Oh the hidden wisdom! At first I thought The Vatican’s equating women priests with pedophile priests beneath contempt and literally too absurd for words. But I’ve since been analyzing it logically — doubtless under the influence of a day spent reading Plato’s ‘Republic’ in the sun — and have come to see the true sophistication of it. This is really the Vatican way of saying that maybe women priests wouldn’t be such a bad idea after all.
The logic that has eluded pundits so far:
It all comes down to how you define ‘grave.’ Pedophilia is not grave enough to call in the cops, for instance, nor grave enough to impose any serious penalties (or in most cases any penalties at all). In fact, as sin goes, the Vatican places it on the same level of gravity as ordaining women as priests. The ineluctable conclusion: if pedophile priests are not that awful in the eyes of the Church, then women priests would not be so awful either. Just as pedophilia has found acceptability within the Vatican, so too, despite all appearances to the contrary, has the idea of women priests.
The Vatican has defended this admirably progressive position with its usual finesse, pointing out that not all grave sins are the same (an impeccably logical stand, or the plural noun would not be required), and that some grave sins might be a tad graver than others. The precise size of that tad is yet to be determined, the science of tadology being so advanced as to require an inordinate number of advanced theological degrees and ordinate centuries of study.

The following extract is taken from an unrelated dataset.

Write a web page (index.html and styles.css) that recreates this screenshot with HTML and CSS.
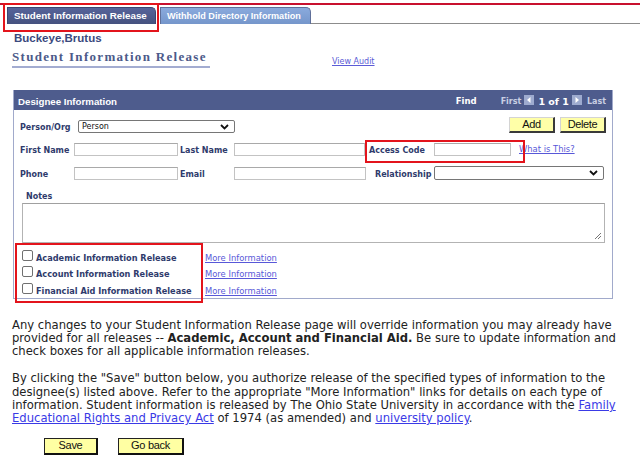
FILE: index.html
```html
<!DOCTYPE html>
<html>
<head>
<meta charset="utf-8">
<title>Student Information Release</title>
<link rel="stylesheet" href="styles.css">
</head>
<body>
<div class="topline"></div>
<div class="tabs">
  <div class="tab active">Student Information Release</div>
  <div class="tab other">Withhold Directory Information</div>
  <div class="tabfill"></div>
</div>
<div class="name">Buckeye,Brutus</div>
<div class="titlerow">
  <h1 class="title">Student Information Release</h1>
  <a class="audit" href="#">View Audit</a>
</div>

<div class="box">
  <div class="boxhead">
    <span class="bh-title">Designee Information</span>
    <span class="find">Find</span>
    <span class="nav">First</span>
    <span class="arrowbox"><svg width="10" height="10" viewBox="0 0 10 10"><rect width="10" height="10" fill="#9eabcf"/><path d="M6.5 2 L3 5 L6.5 8 Z" fill="#fff"/></svg></span>
    <span class="count">1 of 1</span>
    <span class="arrowbox"><svg width="10" height="10" viewBox="0 0 10 10"><rect width="10" height="10" fill="#9eabcf"/><path d="M3.5 2 L7 5 L3.5 8 Z" fill="#fff"/></svg></span>
    <span class="nav last">Last</span>
  </div>
  <div class="boxbody">
    <div class="row r1">
      <span class="lbl w58">Person/Org</span>
      <div class="sel selperson"><span>Person</span><svg width="9" height="6" viewBox="0 0 9 6"><path d="M1 1 L4.5 4.5 L8 1" fill="none" stroke="#111" stroke-width="1.8"/></svg></div>
      <div class="spacer"></div>
      <button class="btn">Add</button>
      <button class="btn del">Delete</button>
    </div>
    <div class="row r2">
      <span class="lbl w54">First Name</span>
      <span class="inp w104"></span>
      <span class="lbl w54 ml2">Last Name</span>
      <span class="inp w131"></span>
      <span class="lbl w65 ml4">Access Code</span>
      <span class="inp w77"></span>
      <a class="small-link whatis" href="#">What is This?</a>
    </div>
    <div class="row r3">
      <span class="lbl w54">Phone</span>
      <span class="inp w104"></span>
      <span class="lbl w54 ml2">Email</span>
      <span class="inp w132"></span>
      <span class="lbl w59 ml9">Relationship</span>
      <div class="sel selrel"><span></span><svg width="9" height="6" viewBox="0 0 9 6"><path d="M1 1 L4.5 4.5 L8 1" fill="none" stroke="#111" stroke-width="1.8"/></svg></div>
    </div>
    <div class="notes-lbl lbl">Notes</div>
    <div class="notes"><svg class="grip" width="8" height="8" viewBox="0 0 8 8"><path d="M7 1 L1 7 M7 4 L4 7" stroke="#777" stroke-width="1"/></svg></div>
    <div class="checks">
      <div class="crow"><span class="cbcell"><span class="cb"></span><span class="cblbl">Academic Information Release</span></span><a class="small-link" href="#">More Information</a></div>
      <div class="crow"><span class="cbcell"><span class="cb"></span><span class="cblbl">Account Information Release</span></span><a class="small-link" href="#">More Information</a></div>
      <div class="crow"><span class="cbcell"><span class="cb"></span><span class="cblbl">Financial Aid Information Release</span></span><a class="small-link" href="#">More Information</a></div>
    </div>
  </div>
</div>

<p class="para">Any changes to your Student Information Release page will override information you may already have<br>provided for all releases -- <b>Academic, Account and Financial Aid.</b> Be sure to update information and<br>check boxes for all applicable information releases.</p>
<p class="para p2">By clicking the "Save" button below, you authorize release of the specified types of information to the<br>designee(s) listed above. Refer to the appropriate "More Information" links for details on each type of<br>information. Student information is released by The Ohio State University in accordance with the <a href="#">Family<br>Educational Rights and Privacy Act</a> of 1974 (as amended) and <a href="#">university policy</a>.</p>

<div class="actions">
  <button class="bigbtn save">Save</button>
  <button class="bigbtn back">Go back</button>
</div>

<div class="annot an1"></div>
<div class="annot an2"></div>
<div class="annot an3"></div>
</body>
</html>
```
FILE: styles.css
```css
* { box-sizing: border-box; }
html, body { margin: 0; padding: 0; }
body {
  width: 640px;
  height: 462px;
  overflow: hidden;
  position: relative;
  background: #fff;
  font-family: "DejaVu Sans", Verdana, sans-serif;
  color: #222;
}
.topline { height: 2px; margin-top: 3px; background: #c8102e; }
.tabs { display: flex; align-items: flex-end; height: 17px; margin-top: 2px; padding-left: 7px; }
.tab {
  height: 17px;
  font: bold 9.8px/16px "Liberation Sans", Arial, sans-serif;
  color: #fff;
  padding-left: 6px;
  border: 1px solid #3b4570;
  border-bottom: none;
  border-radius: 0 5px 0 0;
  white-space: nowrap;
  overflow: hidden;
}
.tab.active { width: 149px; background: linear-gradient(#56639a, #45527f); }
.tab.other { width: 151px; margin-left: 4px; font-size: 9.1px; background: linear-gradient(#8aaadd, #7596cb); border-color: #5f6f99; }
.tabfill { flex: 1; height: 17px; border-bottom: 1px solid #8c8c8c; }

.name { font: bold 11.5px/14px "Liberation Sans", Arial, sans-serif; color: #3b4a7e; padding-left: 14px; margin-top: 7px; }
.titlerow { display: flex; align-items: flex-start; margin-top: 4px; }
.title {
  margin: 0 0 0 12px;
  width: 198px;
  font: bold 13px/16px "Liberation Serif", "Times New Roman", serif;
  letter-spacing: 1.3px;
  color: #4c5a8a;
  padding-bottom: 1px;
  border-bottom: 2px solid #a3acd1;
  white-space: nowrap;
}
.audit { margin: 8px 0 0 122px; font-size: 8px; line-height: 10px; color: #5b5bd6; }

.box { margin: 22px 0 0 13px; width: 600px; border: 1px solid #a1aacb; border-top: none; }
.boxhead {
  height: 20px;
  background: #4e5c8d;
  display: flex;
  align-items: center;
  padding: 2px 6px 0 4px;
  color: #fff;
  white-space: nowrap;
}
.bh-title { font: bold 9.7px "Liberation Sans", Arial, sans-serif; }
.find { font-weight: bold; font-size: 8.5px; margin-left: auto; }
.nav { font-weight: bold; font-size: 8px; color: #c9cfe3; margin-left: 24px; }
.nav.last { margin-left: 5px; }
.arrowbox { display: flex; margin-left: 3px; margin-top: -3px; }
.count { font-weight: bold; font-size: 9.5px; margin-left: 4px; }

.boxbody { padding: 0 6px 0 6px; }
.row { display: flex; align-items: flex-end; }
.r1 { margin-top: 7px; height: 16px; }
.r2 { margin-top: 10px; }
.r3 { margin-top: 10px; }
.lbl { font-weight: bold; font-size: 8px; line-height: 10px; color: #2f3b6c; white-space: nowrap; flex: none; }
.w54 { width: 54px; }
.w58 { width: 58px; }
.w59 { width: 59px; }
.w65 { width: 65px; }
.ml2 { margin-left: 2px; }
.ml4 { margin-left: 4px; }
.ml9 { margin-left: 9px; }
.inp { height: 13px; border: 1px solid #c3c3c3; border-top-color: #a9a9a9; background: #fff; flex: none; }
.w104 { width: 104px; }
.w131 { width: 131px; }
.w132 { width: 132px; }
.w77 { width: 77px; }
.sel {
  display: flex;
  align-items: center;
  justify-content: space-between;
  height: 13px;
  border: 1px solid #767676;
  border-radius: 2px;
  padding: 0 5px 0 3px;
  font-size: 8px;
  color: #111;
  background: #fff;
  flex: none;
}
.selperson { width: 157px; }
.selrel { width: 170px; height: 14px; }
.spacer { flex: 1; }
.btn {
  font: 11px/13px "Liberation Sans", Arial, sans-serif;
  letter-spacing: -0.4px;
  width: 46px;
  height: 16px;
  padding: 0;
  background: #ffffa8;
  color: #111;
  border: 1px solid #d4d4d4;
  border-right: 2px solid #3a3a3a;
  border-bottom: 2px solid #3a3a3a;
  align-self: flex-start;
}
.del { margin-left: 5px; }
.small-link { font-size: 8.4px; line-height: 10px; color: #5858d8; text-decoration: underline; white-space: nowrap; }
.whatis { margin-left: 8px; margin-bottom: 2px; }
.notes-lbl { margin: 12px 0 0 6px; }
.notes { margin: 1px 0 0 2px; width: 583px; height: 40px; border: 1px solid #b3b3b3; border-top-color: #a0a0a0; position: relative; }
.grip { position: absolute; right: 2px; bottom: 2px; }
.checks { margin-top: 3px; padding-bottom: 2px; }
.crow { display: flex; align-items: flex-end; height: 16.5px; }
.cbcell { display: flex; align-items: flex-end; width: 183px; margin-left: 2px; flex: none; }
.cb { width: 11px; height: 11px; border: 1px solid #707070; border-radius: 2px; margin-bottom: 2px; flex: none; }
.cblbl { font-weight: bold; font-size: 8.2px; line-height: 10px; color: #2f3b6c; margin-left: 3px; white-space: nowrap; }

.para { margin: 20px 0 0 12px; font-size: 11.6px; line-height: 13.3px; color: #222; white-space: nowrap; }
.para.p2 { margin-top: 14px; }
.para a { color: #3a3ae6; }
.actions { display: flex; margin: 12px 0 0 44px; }
.bigbtn {
  height: 17px;
  padding: 0;
  font: 11px/13px "Liberation Sans", Arial, sans-serif;
  letter-spacing: -0.3px;
  color: #111;
  background: #ffffa3;
  border: 1px solid #222;
  border-right: 2px solid #111;
  border-bottom: 2px solid #111;
}
.save { width: 54px; }
.back { width: 66px; margin-left: 20px; }

.annot { position: absolute; border: 2px solid #e3141c; pointer-events: none; }
.an1 { left: 3px; top: 3px; width: 156px; height: 29px; }
.an2 { left: 365px; top: 140px; width: 160px; height: 23px; }
.an3 { left: 15px; top: 243px; width: 188px; height: 60px; }
```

While I’m in the frame of mind for Vatican logic (thanks again, my sunny friend Plato), it must also be said that the Church’s opposition to the idea of priests marrying has, as it were, its virtues. While would-be reformers maintain that celibacy is a major part of the pedophile-priest problem, as though marriage, in an oddly Victorian way, would provide a “natural outlet” for “urges,” the Church, in its wisdom, perceives the truth: Marriage not only provides a mask for pedophiles, but also creates the temptation — witness the dismaying numbers of non-priests who abuse their own children and step-children. Such grave sins (presumably, since family members are concerned, on the tad graver side of gravity) could clearly not be tolerated by any self-respecting church, and the Vatican has thus no option but to rise to the defense of the hypothetical abused children of hypothetically married priests by standing firm on celibacy.
And you doubted the blessings of the Ratzinger papacy — oh ye of little faith.